Le pneumocoque est plus particulièrement en cause :
– chez un enfant de moins de 2 ans
– avec fièvre supérieure à 38°5
– et importante douleur d’oreille
Si l’enfant présente cet aspect, il peut être suspecté d’avoir une otite à pneumocoque rebelle (PSDP):
* en cas de fréquentation de collectivité (crèche)
* en cas d’antécédents dans les mois précédents : otite moyenne aiguë, ou traitement par pénicilline.
2) l’association d’otite moyenne aiguë et de conjonctivite est due dans 75% des cas à un hemophilus.
3) le traitement de l’otite vient d’être clarifié par une série de nouvelles recommandations professionnelles :
*** chez l’enfant de moins de 2 ans, l’antibiothérapie d’emblée est recommandée (choix probabiliste du médicament déterminé en fonction du contexte clinique)
***chez l’enfant de plus de 2 ans, peu symptomatique, l’abstention en première intention d’antibiotique est licite; en revanche, si la symptomatologie est bruyante, une antibiothérapie doit être prescrite.
Durée recommandée du traitement antibiotique: 8 à 10 jours chez l’enfant de moins de 2 ans, 5 jours après cet âge.


*** et surveillance attentive:
Le choix de l’abstention doit s’accompagner d’une réévaluation de l’état de l’enfant à 48-72 heures après traitement symptomatique .

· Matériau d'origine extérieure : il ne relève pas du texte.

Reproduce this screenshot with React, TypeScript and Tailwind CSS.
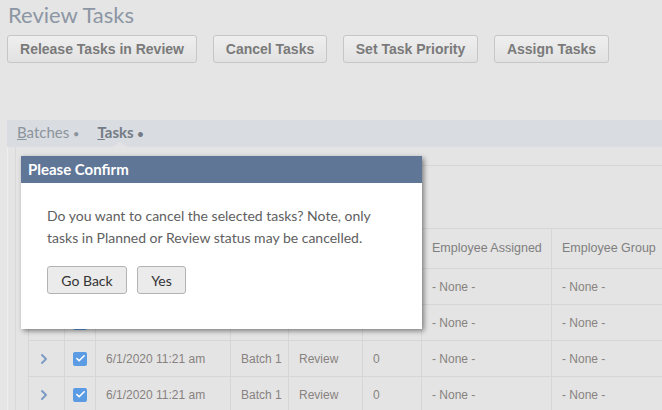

L’échec du traitement initial peut être suspecté si dans les 3 premiers jours, on observe la persistance, la réapparition ou l’aggravation des symptômes. Ou encore l’apparition d’un écoulement d’oreille.
A ce moment, il sera nécessaire d’identifier le microbe en cause par un examen bactériologique. Si l’oreille coule déjà , prélèvement dans le conduit. Sinon, paracentèse (incision du tympan au cours d’une brève anesthésie générale) et ensuite, selon les résultats de l’examen , prescription d’un antibiotique ajusté de façon précise.
LA PARACENTÈSE : on y recourt beaucoup moins depuis une vingtaine d’années grâce à l’efficacité des antibiotiques.
Elle reste proposable d’emblée dans certains cas de forte fièvre, ou de douleurs importantes . Son intérêt n’est donc plus seulement de soulager rapidement mais désormais également de fournir l’ identification de la bactérie en cause.
La découverte de tout ce qu’il y a donc derrière « une simple otite » permet donc de prendre la mesure de l’importance des enjeux chez les enfants qui ont des otites et des rhinopharyngites à répétition.
Des enjeux à la fois individuels et collectifs.

Références:
10e Conférence de Consensus en Thérapeutique Anti Infectieuse. 1996.
Et les compte rendus des 3e et 4e Journées Nationales de l’Otite,(1995 et 1996)
Nouvelles recommandations de l’Agence Française de Sécurité des Produits Sanitaires (publiées dans le N° de Novembre 2001 de Médecine et Maladies Infectieuses).